The 17-year-old babysitter/middle-schooler tango is expertly rendered by screenwriter Dan Fogelman, who has written one of the year's best screenplay and was paid handsomely by Warner Bros. for it, too (reportedly $2.5 million, a handsome figure for any screenplay but especially nice to hear given that the movie is aimed at the rarely respected smart adult demographic). As a result of WB's apparent confidence in not just "Crazy, Stupid, Love." but Fogelman's sharp, unique writing chops in general, he's quickly become one of the best paid scribes in the business, banking lofty seven-figure sums for every script he sells, from the $3 million WB plopped down for Fogelman's John Lennon-never-died comedy "Imagine" to the recent bidding war for his untitled disgraced-politician-returns-to-hometown-to-rediscover-himself pitch (which has Tom Cruise attached and ultimately went to WB for $1.5 million, script-unseen) to next spring's currently filming Seth Rogen/Barbara Streisand (!!!!!!) road trip romp "My Mother's Curse." Fogelman is obviously my career role model, except for all those kiddie pic scripts he wrote on his way to the top.

The actress who plays the poor babysitter (Analeigh Tipton) was on "America's Next Top Model" a few seasons cycles back and has thankfully switched gears on her blossoming career path because the girl can act, really damn well.

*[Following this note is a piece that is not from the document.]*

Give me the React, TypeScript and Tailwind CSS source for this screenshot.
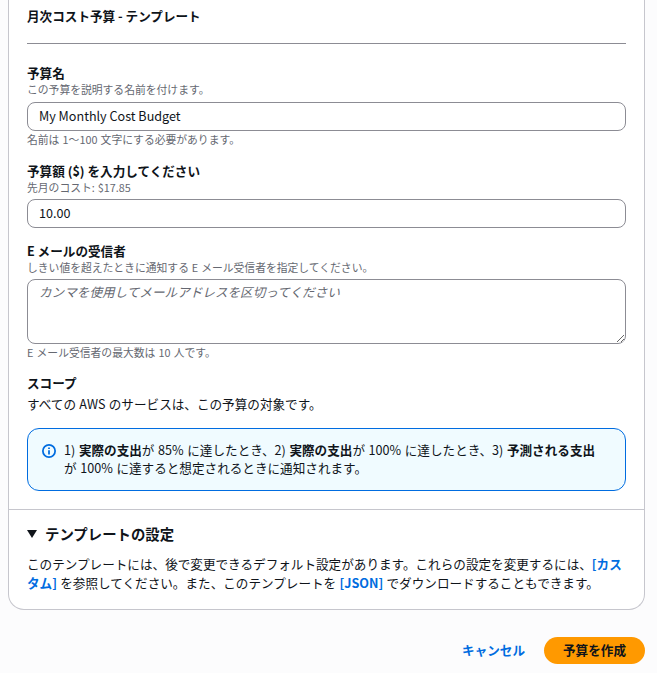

Her character is dealing with unwanted advances from the 13-year-old boy she's supposed to be surrogate parenting while lusting after the boy's actual parent, a schoolgirl crush that blows up in her face in an unforgettable third-act sequence that will probably become an touchstone in modern film history as one of those iconic movie moments the Zeitgeist never lets pop culture forget, like Meg Ryan faking an orgasm in a deli. This particular scene, which turns out not to be the film's climax at all despite its cavalcade of comic conflicts suddenly colliding at the most inopportune moment, precedes the sweeter, softer actual big finish and singularly exemplifies the exceptional craftsmanship and skillful comic sensibilities of both screenwriter Fogelman and the movie's pair of directors, Glenn Ficarra & John Requa. These two are the guys responsible for bringing "Bad Santa" (brilliant, though it takes multiple viewings to recognize the movie's sharpest edges) and "I Love You, Phillip Morris" to bear, the latter of which faced a particularly difficult road to theaters between its Sundance 2009 premiere and the quiet art house-only release it got last December. Both "Santa" and "Phillip Morris" are distinctively "edgy," by which I mean they were both sold using that adjective in concurrence with glimpses of justifications for their hard-R ratings and are remembered primarily by audiences as shockingly dark comedies.

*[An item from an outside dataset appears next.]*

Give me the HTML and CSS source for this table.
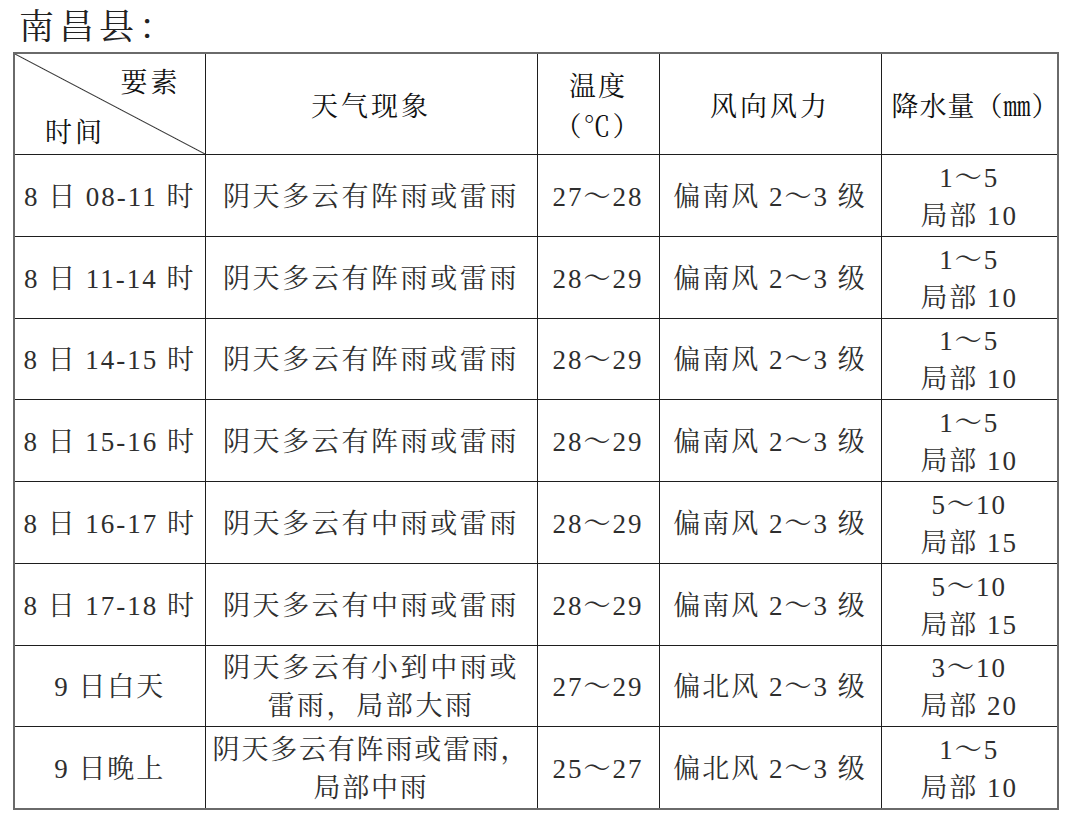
FILE: index.html
```html
<!DOCTYPE html>
<html lang="zh-CN">
<head>
<meta charset="utf-8">
<link rel="stylesheet" href="styles.css">
</head>
<body>
<div class="page">
  <h1 class="title">南昌县：</h1>
  <table class="fc">
    <colgroup>
      <col class="c1"><col class="c2"><col class="c3"><col class="c4"><col class="c5">
    </colgroup>
    <thead>
      <tr>
        <th class="diag">
          <div class="d-top">要素</div>
          <div class="d-bot">时间</div>
        </th>
        <th>天气现象</th>
        <th class="two">温度<br>（℃）</th>
        <th>风向风力</th>
        <th class="rain">降水量（㎜）</th>
      </tr>
    </thead>
    <tbody>
      <tr><td>8 日 08-11 时</td><td>阴天多云有阵雨或雷雨</td><td>27～28</td><td>偏南风 2～3 级</td><td class="ml">1～5<br>局部 10</td></tr>
      <tr><td>8 日 11-14 时</td><td>阴天多云有阵雨或雷雨</td><td>28～29</td><td>偏南风 2～3 级</td><td class="ml">1～5<br>局部 10</td></tr>
      <tr><td>8 日 14-15 时</td><td>阴天多云有阵雨或雷雨</td><td>28～29</td><td>偏南风 2～3 级</td><td class="ml">1～5<br>局部 10</td></tr>
      <tr><td>8 日 15-16 时</td><td>阴天多云有阵雨或雷雨</td><td>28～29</td><td>偏南风 2～3 级</td><td class="ml">1～5<br>局部 10</td></tr>
      <tr><td>8 日 16-17 时</td><td>阴天多云有中雨或雷雨</td><td>28～29</td><td>偏南风 2～3 级</td><td class="ml">5～10<br>局部 15</td></tr>
      <tr><td>8 日 17-18 时</td><td>阴天多云有中雨或雷雨</td><td>28～29</td><td>偏南风 2～3 级</td><td class="ml">5～10<br>局部 15</td></tr>
      <tr><td>9 日白天</td><td class="ml">阴天多云有小到中雨或<br>雷雨，局部大雨</td><td>27～29</td><td>偏北风 2～3 级</td><td class="ml">3～10<br>局部 20</td></tr>
      <tr><td>9 日晚上</td><td class="ml wide">阴天多云有阵雨或雷雨，<br>局部中雨</td><td>25～27</td><td>偏北风 2～3 级</td><td class="ml">1～5<br>局部 10</td></tr>
    </tbody>
  </table>
</div>
</body>
</html>
```

FILE: styles.css
```css
html, body {
  margin: 0;
  padding: 0;
  background: #ffffff;
}

body {
  font-family: "Liberation Serif", "Noto Serif CJK SC", "Noto Sans CJK SC", serif;
  color: #2e2e2e;
}

.page {
  padding: 6px 0 0 13px;
}

.title {
  margin: 0 0 2px 6px;
  font-size: 35px;
  font-weight: normal;
  letter-spacing: 5px;
  line-height: 44px;
  height: 44px;
  color: #222;
}

.fc {
  border-collapse: collapse;
  table-layout: fixed;
  width: 1045px;
  border: 2px solid #6a6a6a;
}

.c1 { width: 191px; }
.c2 { width: 332px; }
.c3 { width: 122px; }
.c4 { width: 222px; }
.c5 { width: 177px; }

.fc th,
.fc td {
  border: 1.5px solid #1e1e1e;
  padding: 0;
  text-align: center;
  vertical-align: middle;
  white-space: nowrap;
  font-size: 27px;
}

.fc th {
  height: 95px;
  padding-top: 5px;
  font-weight: normal;
  color: #111;
  letter-spacing: 3px;
  line-height: 40px;
}

.fc td {
  height: 77.75px;
  padding-top: 3px;
  letter-spacing: 2px;
  line-height: 38px;
}

.fc td:nth-child(2) {
  letter-spacing: 2.6px;
}

.fc th.rain {
  letter-spacing: 1px;
  font-size: 27px;
  text-align: left;
  padding-left: 10px;
}

.fc th.two {
  line-height: 40px;
  letter-spacing: 2px;
}

.fc td.wide {
  letter-spacing: 1.8px;
}

.fc th.diag {
  background: linear-gradient(to top right,
    transparent calc(50% - 1px),
    #333 50%,
    transparent calc(50% + 1px));
  text-align: left;
  line-height: 32px;
  padding-top: 0;
  height: 100px;
}

.d-top {
  text-align: right;
  padding-right: 24px;
  margin-bottom: 18px;
  margin-top: 8px;
}

.d-bot {
  padding-left: 30px;
}
```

So it comes as a great surprise that "Crazy, Stupid, Love." is neither shockingly dark nor remotely edgy, unless you consider a strangely punctuated, bracingly on-the-nose title the definition of edge. This movie is refreshingly straightforward yet uniquely complicated, an old-fashioned comedy for smart adults whose definition of "adult" is not synonymous with pie humping, explosive diarrhea or the repercussions of a bachelor party blackout. The script is expertly plotted and the characters come across as real people whose real behavior is really, really relatable, even when it's over-the-top and embarrassing. We've all been in love, and we've all been crazy and stupid because of its infuriating influence. I want to hate on this title with every ounce of my being, except those few ounces that have yet to become jaded and cynical and differentiate accuracy from pretense.

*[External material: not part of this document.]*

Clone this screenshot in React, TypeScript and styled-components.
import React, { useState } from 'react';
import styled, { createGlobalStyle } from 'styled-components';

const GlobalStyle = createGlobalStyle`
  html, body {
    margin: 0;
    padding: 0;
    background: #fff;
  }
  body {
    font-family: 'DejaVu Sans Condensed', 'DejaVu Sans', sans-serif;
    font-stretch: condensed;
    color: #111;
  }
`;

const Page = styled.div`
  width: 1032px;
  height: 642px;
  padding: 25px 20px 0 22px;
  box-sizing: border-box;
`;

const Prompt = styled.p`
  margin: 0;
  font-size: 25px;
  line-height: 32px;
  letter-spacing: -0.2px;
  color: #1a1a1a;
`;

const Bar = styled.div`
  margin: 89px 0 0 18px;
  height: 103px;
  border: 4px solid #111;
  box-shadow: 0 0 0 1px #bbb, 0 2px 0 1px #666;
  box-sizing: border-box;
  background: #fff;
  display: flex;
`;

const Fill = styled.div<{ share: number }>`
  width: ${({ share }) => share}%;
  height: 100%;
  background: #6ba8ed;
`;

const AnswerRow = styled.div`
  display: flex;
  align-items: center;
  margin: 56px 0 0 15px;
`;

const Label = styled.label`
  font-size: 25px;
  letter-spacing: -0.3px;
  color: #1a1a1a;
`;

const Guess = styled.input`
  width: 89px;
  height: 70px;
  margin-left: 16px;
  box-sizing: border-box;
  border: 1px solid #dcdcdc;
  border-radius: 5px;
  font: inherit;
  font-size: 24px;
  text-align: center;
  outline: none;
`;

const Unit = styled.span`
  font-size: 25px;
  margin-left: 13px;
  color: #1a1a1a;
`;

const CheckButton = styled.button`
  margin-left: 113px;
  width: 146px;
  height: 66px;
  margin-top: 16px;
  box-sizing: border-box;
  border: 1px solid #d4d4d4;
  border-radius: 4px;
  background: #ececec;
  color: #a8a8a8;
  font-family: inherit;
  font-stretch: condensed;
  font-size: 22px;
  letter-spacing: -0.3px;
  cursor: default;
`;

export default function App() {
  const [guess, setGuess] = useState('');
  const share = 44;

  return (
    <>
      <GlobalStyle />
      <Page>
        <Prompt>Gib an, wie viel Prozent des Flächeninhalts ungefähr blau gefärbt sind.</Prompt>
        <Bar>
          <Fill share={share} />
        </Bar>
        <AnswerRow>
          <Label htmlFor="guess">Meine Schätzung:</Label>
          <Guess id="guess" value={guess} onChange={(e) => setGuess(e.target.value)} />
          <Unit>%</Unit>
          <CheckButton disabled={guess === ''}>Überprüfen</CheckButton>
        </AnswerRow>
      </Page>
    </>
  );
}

In any case, "Crazy, Stupid, Love." is as good as commercial comedies get, even with those commas and that period. It's a perfectly suitable title because that's exactly what the movie is all about and don't pretend for a second that you can't totally relate to being engulfed by that very thing. "Crazy" great, this is a perfect summer movie that with any justice will become a big fat hit when it opens this Friday, July 29. Don't be crazy; don't be stupid. GO SEE IT!!!